Just Announced: Philippians Sermon Series

Summary: First in a series on the life of David describing the perils of comparison and finding one’s true worth in the way God views us, his child created in his very own image.


Adam to Eve: “Do you love me?” Eve: “Yes.” Adam: “I mean, really love me?” Eve: “Yes, Adam.” Adam: “Really and truly?” Eve, looking around: “Adam, who else?”

Something within each of us wants to know

 whether we are OK,

 whether we are good enough,

 whether we measure up.

Speaking of Adam and Eve, someone has suggested that they had an ideal marriage. He didn’t have to hear about all the men she could have married--and she didn’t have to hear about the way his mother cooked.

Many people battle an inferiority complex, a feeling of not measuring up, always feeling less than others, less than some ideal they sense they should live up to.

A woman who went to a psychologist and said, “I have an inferiority complex.” The doctor spoke with her a while and then administered a battery of tests. She went back to the psychologist and he said, “Well, it’s no complex. You really are inferior.”

We often receive the message, in one way or another, from the different people in our lives, that we are inferior. Differences become yardsticks by which we are measured.

 We are not like a co-worker.

 We are not as bright or as attractive or as athletic as an older brother or sister.

 Perhaps Mom and Dad weren’t so subtle in the way they favored one child over another.

 The teacher had pets and it wasn’t us.

 They always picked someone else to be on the team instead of us and we came to believe we were not as good.

 We did not have as much as someone else had.

 We did not get ahead as quickly or as far as other people or made as much money or we weigh more or we’re not as intelligent or as socially smooth.

Maybe no one said it out loud, but we kept getting the message, “You are not quite good enough. You should be like other people. You do not fit in. Why can’t you be like so-and-so?”

David lived nearly a thousand years before the time of Christ. He was the youngest of eight sons born to Jesse, his father. As a boy and a teenager, David’s job was to care for sheep.

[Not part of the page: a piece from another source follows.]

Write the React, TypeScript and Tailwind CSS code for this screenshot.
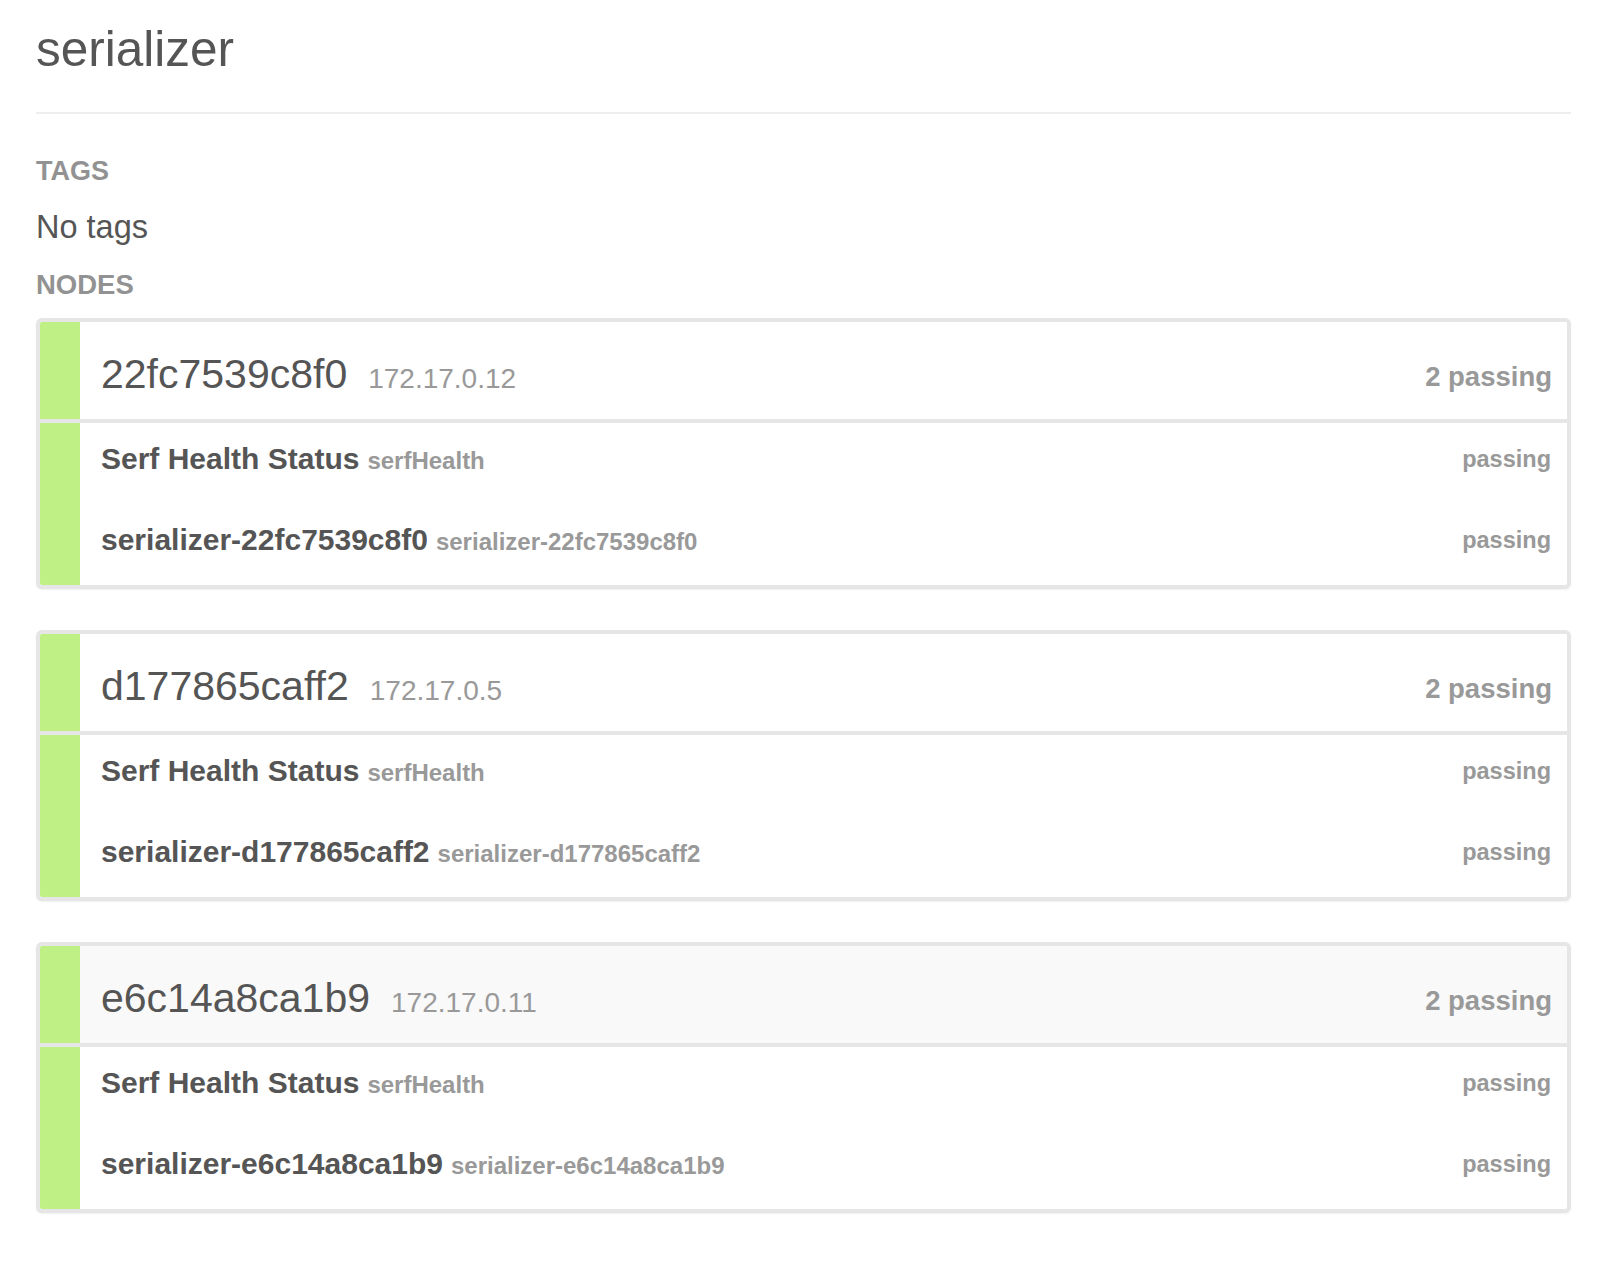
import React from "react";

type Check = { name: string; id: string; status: string };
type Node = { name: string; ip: string; summary: string; checks: Check[]; hover?: boolean };

const nodes: Node[] = [
  {
    name: "22fc7539c8f0",
    ip: "172.17.0.12",
    summary: "2 passing",
    checks: [
      { name: "Serf Health Status", id: "serfHealth", status: "passing" },
      { name: "serializer-22fc7539c8f0", id: "serializer-22fc7539c8f0", status: "passing" },
    ],
  },
  {
    name: "d177865caff2",
    ip: "172.17.0.5",
    summary: "2 passing",
    checks: [
      { name: "Serf Health Status", id: "serfHealth", status: "passing" },
      { name: "serializer-d177865caff2", id: "serializer-d177865caff2", status: "passing" },
    ],
  },
  {
    name: "e6c14a8ca1b9",
    ip: "172.17.0.11",
    summary: "2 passing",
    hover: true,
    checks: [
      { name: "Serf Health Status", id: "serfHealth", status: "passing" },
      { name: "serializer-e6c14a8ca1b9", id: "serializer-e6c14a8ca1b9", status: "passing" },
    ],
  },
];

function NodeCard({ node }: { node: Node }) {
  return (
    <div className="rounded-[6px] border-4 border-[#e6e6e6] overflow-hidden bg-white shadow-[0_1px_2px_rgba(0,0,0,0.06)]">
      <div className={`flex h-[101px] border-b-4 border-[#e6e6e6] ${node.hover ? "bg-[#f9f9f9]" : "bg-white"}`}>
        <div className="w-[40px] shrink-0 bg-[#bef085]" />
        <div className="flex flex-1 items-center justify-between pl-[21px] pr-[15px] pt-[10px]">
          <div className="flex items-baseline">
            <span className="text-[41px] leading-[46px] text-[#555555]">{node.name}</span>
            <span className="ml-[21px] text-[28px] text-[#999999]">{node.ip}</span>
          </div>
          <span className="mt-[2px] text-[27.5px] font-bold text-[#999999]">{node.summary}</span>
        </div>
      </div>
      <div className="flex">
        <div className="w-[40px] shrink-0 bg-[#bef085]" />
        <div className="flex flex-1 flex-col">
          {node.checks.map((c, i) => (
            <div key={i} className="flex h-[81px] items-start justify-between pl-[21px] pr-[16px] pt-[19px]">
              <div className="flex items-baseline">
                <span className="text-[30px] leading-[34px] font-bold text-[#555555]">{c.name}</span>
                <span className="ml-[8px] text-[24px] font-bold text-[#999999]">{c.id}</span>
              </div>
              <span className="self-baseline text-[23.5px] leading-[34px] font-bold text-[#999999]">{c.status}</span>
            </div>
          ))}
        </div>
      </div>
    </div>
  );
}

export default function App() {
  return (
    <div
      className="min-h-[1266px] bg-white pl-[36px] pr-[49px] pt-[20px]"
      style={{ fontFamily: '"Liberation Sans", Arial, Helvetica, sans-serif' }}
    >
      <h1 className="text-[49.5px] leading-[58px] text-[#555555]">serializer</h1>
      <div className="mt-[34px] h-[2px] bg-[#eeeeee]" />
      <div className="mt-[41px] text-[27px] leading-[32px] font-bold text-[#929292]">TAGS</div>
      <div className="mt-[21px] text-[32.5px] leading-[38px] text-[#555555]">No tags</div>
      <div className="mt-[23px] text-[27.5px] leading-[32px] font-bold text-[#929292]">NODES</div>
      <div className="mt-[17px] flex flex-col gap-[41px]">
        {nodes.map((n) => (
          <NodeCard key={n.name} node={n} />
        ))}
      </div>
    </div>
  );
}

When David was growing up, Saul was the king of Israel. (This is not the same Saul we read about in Acts, whom we know as Paul, who wrote so many New Testament letters hundreds of years later.) But King Saul was disobedient to God and displeased him so much that God decided to remove him as king. God then directed Samuel, the prophet and spiritual leader of the time, to anoint a new king.

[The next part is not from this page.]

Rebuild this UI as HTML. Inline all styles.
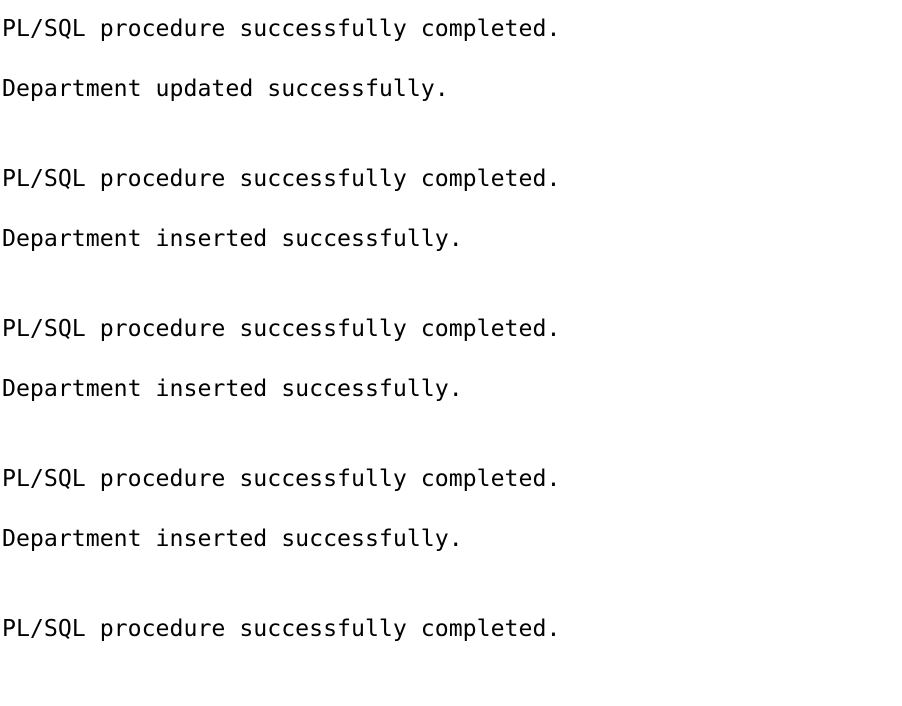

God sent him to Bethlehem, to the house of Jesse, because God said one of Jesse’s sons would be the next king. Samuel told Jesse that he was coming to his home to offer a sacrifice and worship God, which would have been a great honor for Jesse. It would be like the bishop or Billy Graham coming to your house. So Jesse gathered all his family, including his sons, or, as it turned out, most of his sons.

Samuel was anxious for God to reveal which one of these sons would be the future king, to take the place of Saul, the failed king. So he had the sons come before him. He looked them over, listening for the voice of God to identify the chosen one. Eliab, the oldest, stepped up first. The Bible says that Samuel “looked at” Eliab. That’s significant because like many of us, Samuel was impressed by what he could see. He looked at him, but with his physical eyes, he could only see his appearance, the externals. “Surely this is the one,” he thought. He just looked like king material. He was no doubt tall and impressive and an imposing physical presence. We also know that Eliab was a military man because when David later visited the front where the Israelite army facing off with Goliath, Eliab was there.

But while Samuel looked at Eliab’s appearance, he could not see his heart. He could not see his character, his thoughts, his attitudes. He did not see, for example, that Eliab was negative and critical. We get a glimpse of Eliab’s attitude and heart later when the Israelites are battling the Philistines. Eliab the solider severely criticized David his little brother for coming out to the battlefield instead of being in the field watching the sheep.

Samuel, like many of us, would have stopped at the surface, with the physical, the outward, except God made it clear to him that Eliab was not the one. That had been the problem with Saul, after all. Saul was tall and impressive, a head taller than anyone else, but the problem was deeper than eyes could see, a heart filled with self, fear, paranoia, and cunning instead of a heart after God.